**STORED DATA:**
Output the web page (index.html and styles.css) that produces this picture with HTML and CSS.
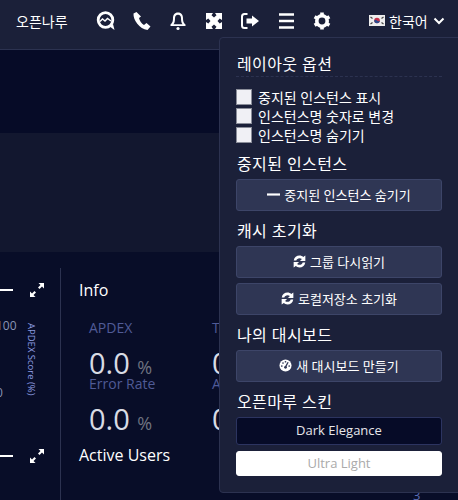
FILE: index.html
```html
<!DOCTYPE html>
<html lang="ko">

<head>
    <meta charset="UTF-8">
    <title>OpenMaru</title>
    <link rel="stylesheet" href="styles.css">
</head>

<body>
    <header class="topbar">
        <span class="brand">오픈나루</span>
        <nav class="top-icons">
            <svg class="icon" viewBox="0 0 20 20"><circle cx="9.500" cy="9" r="7.300" fill="none" stroke="#fff" stroke-width="2.800"/><path d="M13 15l5.500 4-1.500-6z" fill="#fff"/><path d="M4 10.500l2.500-2.500 2.500 2 2.500-2.500 3.500 2.500" fill="none" stroke="#fff" stroke-width="1.400"/></svg>
            <svg class="icon" viewBox="0 0 20 20"><path d="M4.500 1L1.500 2.500C1 9 7.500 18 15.500 19l3-3.500-4-3.500-2.500 2C9.500 12.500 7.500 9.500 7 7l2-1.500z" fill="#fff"/></svg>
            <svg class="icon" viewBox="0 0 20 20"><path d="M10 1.500c-3.500 0-5 2.500-5 5.500 0 4-1 5-2.500 6.500v1.500h15v-1.500C16 12 15 11 15 7c0-3-1.500-5.500-5-5.500zM10 3.700c2 0 3 1.500 3 3.500 0 3 .5 4.800 1.500 6h-9c1-1.200 1.500-3 1.500-6 0-2 1-3.500 3-3.500z" fill="#fff"/><circle cx="10" cy="17.500" r="1.600" fill="#fff"/></svg>
            <svg class="icon" viewBox="0 0 20 20"><path d="M2 2h7L7.500 4.300 10 6.500l2.500-2.200L11 2h7v7l-2.300-1.500L13.500 10l2.200 2.500L18 11v7h-7l1.500-2.300L10 13.500l-2.500 2.200L9 18H2v-7l2.300 1.500L6.500 10 4.300 7.500 2 9z" fill="#fff"/></svg>
            <svg class="icon" viewBox="0 0 20 20"><path d="M7.500 3H4.500C3 3 2 4 2 5.500v9C2 16 3 17 4.500 17h3" fill="none" stroke="#fff" stroke-width="2"/><path d="M12 4.500l7 5.500-7 5.500V12.500H6.500v-5H12z" fill="#fff"/></svg>
            <svg class="icon" viewBox="0 0 20 20"><path d="M3 3.500h15M3 10h15M3 16.500h15" stroke="#fff" stroke-width="2.500"/></svg>
            <svg class="icon" viewBox="0 0 20 20"><circle cx="10" cy="10" r="5.200" fill="none" stroke="#fff" stroke-width="3.600"/><path d="M10 1.500v3M10 15.500v3M2.600 5.750l2.600 1.500M14.800 12.750l2.600 1.500M2.600 14.250l2.600-1.500M14.800 7.250l2.600-1.500" stroke="#fff" stroke-width="3.600"/></svg>
        </nav>
        <span class="lang">
            <svg class="flag" viewBox="0 0 16 11"><rect width="16" height="11" fill="#eee"/><circle cx="8" cy="5.500" r="2.800" fill="#c8324a"/><path d="M5.200 5.500a2.800 2.800 0 0 0 5.600 0c-.7 1-2 1-2.800 0s-2.100-1-2.800 0z" fill="#2a4a8c"/><path d="M1.500 2l2 1.500M12.500 3.500l2-1.500M1.500 9l2-1.500M12.500 7.500l2 1.500" stroke="#444" stroke-width="1.200"/></svg>
            <span>한국어</span>
            <svg class="chevron" viewBox="0 0 12 8"><path d="M1.500 1.500L6 6l4.500-4.500" fill="none" stroke="#fff" stroke-width="2"/></svg>
        </span>
    </header>

    <main class="content">
        <div class="band"></div>
        <div class="band band-light"></div>
        <div class="panels">
            <section class="chart-side">
                <div class="chart-tools">
                    <span class="dash"></span>
                    <svg class="expand" viewBox="0 0 16 16"><path d="M9.500 1H15v5.500l-2-2-2.500 2.500L9 5.500 11.500 3zM1 9.500V15h5.500l-2-2L7 10.500 5.500 9 3 11.500z" fill="#fff"/></svg>
                </div>
                <div class="axis">
                    <div class="ticks"><span>100</span><span>0</span></div>
                    <span class="axis-title">APDEX Score (%)</span>
                </div>
                <div class="chart-tools tools-low">
                    <span class="dash"></span>
                    <svg class="expand" viewBox="0 0 16 16"><path d="M9.500 1H15v5.500l-2-2-2.500 2.500L9 5.500 11.500 3zM1 9.500V15h5.500l-2-2L7 10.500 5.500 9 3 11.500z" fill="#fff"/></svg>
                </div>
            </section>
            <section class="info">
                <h3>Info</h3>
                <div class="metrics">
                    <div class="metric-col">
                        <div class="label">APDEX</div>
                        <div class="value">0.0 <small>%</small></div>
                        <div class="label">Error Rate</div>
                        <div class="value">0.0 <small>%</small></div>
                    </div>
                    <div class="metric-col">
                        <div class="label">TPS</div>
                        <div class="value">0.0</div>
                        <div class="label">Active</div>
                        <div class="value">0.0</div>
                    </div>
                </div>
                <h3>Active Users</h3>
            </section>
        </div>
        <span class="peek">3</span>
    </main>

    <aside class="dropdown">
        <h4 class="first-title">레이아웃 옵션</h4>
        <label class="check"><span class="box"></span>중지된 인스턴스 표시</label>
        <label class="check"><span class="box"></span>인스턴스명 숫자로 변경</label>
        <label class="check"><span class="box"></span>인스턴스명 숨기기</label>

        <h4>중지된 인스턴스</h4>
        <button class="btn"><svg class="btn-icon" viewBox="0 0 12 12"><rect x="0" y="5" width="12" height="2" fill="#fff"/></svg>중지된 인스턴스 숨기기</button>

        <h4>캐시 초기화</h4>
        <button class="btn"><svg class="btn-icon" viewBox="0 0 14 14"><path d="M.8 6C1.300 2.500 4 .6 7 .6c1.600 0 3 .6 4 1.500L13.300.6v5.900H7.500l2.100-2.100C8.900 3.800 8 3.500 7 3.500 5.300 3.500 4 4.500 3.600 6zM13.200 8C12.700 11.500 10 13.400 7 13.400c-1.600 0-3-.6-4-1.500L.7 13.400V7.500h5.800L4.400 9.600c.7.600 1.600.9 2.600.9 1.700 0 3-1 3.400-2.500z" fill="#fff"/></svg>그룹 다시읽기</button>
        <button class="btn btn-next"><svg class="btn-icon" viewBox="0 0 14 14"><path d="M.8 6C1.300 2.500 4 .6 7 .6c1.600 0 3 .6 4 1.500L13.300.6v5.900H7.500l2.100-2.100C8.900 3.800 8 3.500 7 3.500 5.300 3.500 4 4.500 3.600 6zM13.200 8C12.700 11.500 10 13.400 7 13.400c-1.600 0-3-.6-4-1.500L.7 13.400V7.500h5.800L4.400 9.600c.7.600 1.600.9 2.600.9 1.700 0 3-1 3.400-2.500z" fill="#fff"/></svg>로컬저장소 초기화</button>

        <h4>나의 대시보드</h4>
        <button class="btn"><svg class="btn-icon" viewBox="0 0 14 14"><circle cx="7" cy="7" r="6.500" fill="#fff"/><path d="M7 8.500L9.800 3.500" stroke="#2f3654" stroke-width="1.400"/><circle cx="7" cy="9" r="1.500" fill="#2f3654"/><circle cx="3" cy="7.500" r=".9" fill="#2f3654"/><circle cx="4.300" cy="4.300" r=".9" fill="#2f3654"/><circle cx="7" cy="3" r=".9" fill="#2f3654"/><circle cx="11" cy="7.500" r=".9" fill="#2f3654"/></svg>새 대시보드 만들기</button>

        <h4>오픈마루 스킨</h4>
        <button class="skin skin-dark">Dark Elegance</button>
        <button class="skin skin-light">Ultra Light</button>
    </aside>
</body>

</html>
```
FILE: styles.css
```css
* {
    box-sizing: border-box;
}

body {
    margin: 0;
    height: 500px;
    overflow: hidden;
    background-color: #080d28;
    color: #fff;
    font-family: "Open Sans", "Noto Sans CJK KR", sans-serif;
    position: relative;
}

.topbar {
    display: flex;
    align-items: center;
    height: 50px;
    padding-left: 16px;
    padding-bottom: 8px;
    background-color: #1b2039;
    border-bottom: 1px solid #2c3250;
}

.brand {
    width: 80px;
    font-size: 14px;
}

.top-icons {
    display: flex;
    gap: 16px;
}

.icon {
    width: 20px;
    height: 20px;
}

.lang {
    display: flex;
    align-items: center;
    margin-left: 37px;
    font-size: 14px;
    gap: 4px;
}

.flag {
    width: 16px;
    height: 11px;
}

.chevron {
    width: 12px;
    height: 8px;
    margin-left: 1px;
}

.content {
    position: relative;
}

.band {
    height: 83px;
    background-color: #060b27;
}

.band-light {
    height: 119px;
    background-color: #12172f;
}

.panels {
    display: flex;
    padding-top: 16px;
}

.chart-side {
    width: 61px;
    height: 232px;
    padding-top: 14px;
    border-right: 1px solid #2c3250;
}

.chart-tools {
    display: flex;
    align-items: center;
    height: 16px;
}

.tools-low {
    margin-top: 47px;
}

.dash {
    width: 13px;
    height: 2px;
    background-color: #fff;
}

.expand {
    width: 16px;
    height: 16px;
    margin-left: 16px;
}

.axis {
    display: flex;
    margin-top: 20px;
    height: 83px;
}

.ticks {
    width: 30px;
    margin-left: -4px;
    font-size: 12px;
    line-height: 16px;
    color: #8a95b5;
    display: flex;
    flex-direction: column;
    justify-content: space-between;
}

.axis-title {
    writing-mode: vertical-rl;
    margin-top: 5px;
    height: 74px;
    font-size: 9.500px;
    line-height: 10px;
    color: #8c9be0;
    white-space: nowrap;
}

.info {
    padding: 13px 0 0 18px;
    flex: 1;
}

.info h3 {
    margin: 0;
    font-size: 16px;
    font-weight: 400;
    line-height: 18px;
}

.metrics {
    display: flex;
    padding: 20px 0 0 10px;
    height: 147px;
}

.metric-col {
    width: 123px;
}

.label {
    color: #505b96;
    font-size: 14px;
    line-height: 18px;
    height: 18px;
}

.value {
    color: #d8dbe4;
    font-size: 29px;
    height: 38px;
    padding-top: 7px;
    line-height: 38px;
}

.value small {
    font-size: 18px;
    color: #6f7380;
}

.peek {
    position: absolute;
    left: 413px;
    top: 436px;
    font-size: 13px;
    line-height: 18px;
    color: #5a6ab0;
}

.dropdown {
    position: absolute;
    top: 37px;
    left: 219px;
    width: 250px;
    height: 456px;
    padding: 16px 0 0 16px;
    background-color: #1b2039;
    border: 1px solid #2c3250;
    border-radius: 4px;
}

.dropdown h4 {
    margin: 10px 0 5px;
    padding-left: 1px;
    font-size: 16px;
    font-weight: 400;
    line-height: 20px;
    letter-spacing: .4px;
}

.dropdown .first-title {
    width: 206px;
    height: 23px;
    margin: 0 0 10px;
    border-bottom: 1px dashed #2c3250;
}

.check {
    display: flex;
    align-items: center;
    gap: 6px;
    height: 19px;
    font-size: 14px;
}

.box {
    width: 16px;
    height: 16px;
    background-color: #f0f0f5;
    border: 1px solid #8a8d99;
}

.check + h4 {
    margin-top: 10px;
}

.btn {
    display: flex;
    align-items: center;
    justify-content: center;
    gap: 4px;
    width: 206px;
    height: 32px;
    padding: 0 0 2px;
    color: #fff;
    font-family: inherit;
    font-size: 13px;
    background-color: #2f3654;
    border: 1px solid #3d4568;
    border-radius: 3px;
}

.btn-next {
    margin-top: 5px;
}

.btn-icon {
    width: 13px;
    height: 13px;
}

.skin {
    display: block;
    width: 206px;
    font-family: inherit;
    font-size: 13px;
    padding: 0 0 2px;
    border-radius: 3px;
}

.skin-dark {
    height: 28px;
    margin-bottom: 6px;
    color: #e6e6ea;
    background-color: #060b27;
    border: 1px solid #2c3460;
}

.skin-light {
    height: 25px;
    color: #aaa;
    background-color: #fff;
    border: 1px solid #fff;
}
```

**WHAT IS ASKED:** From the listing above, pick out each line where the word "styles" appears.

**THE OUTPUT:**
Output the web page (index.html and styles.css) that produces this picture with HTML and CSS.
    <link rel="stylesheet" href="styles.css">
FILE: styles.css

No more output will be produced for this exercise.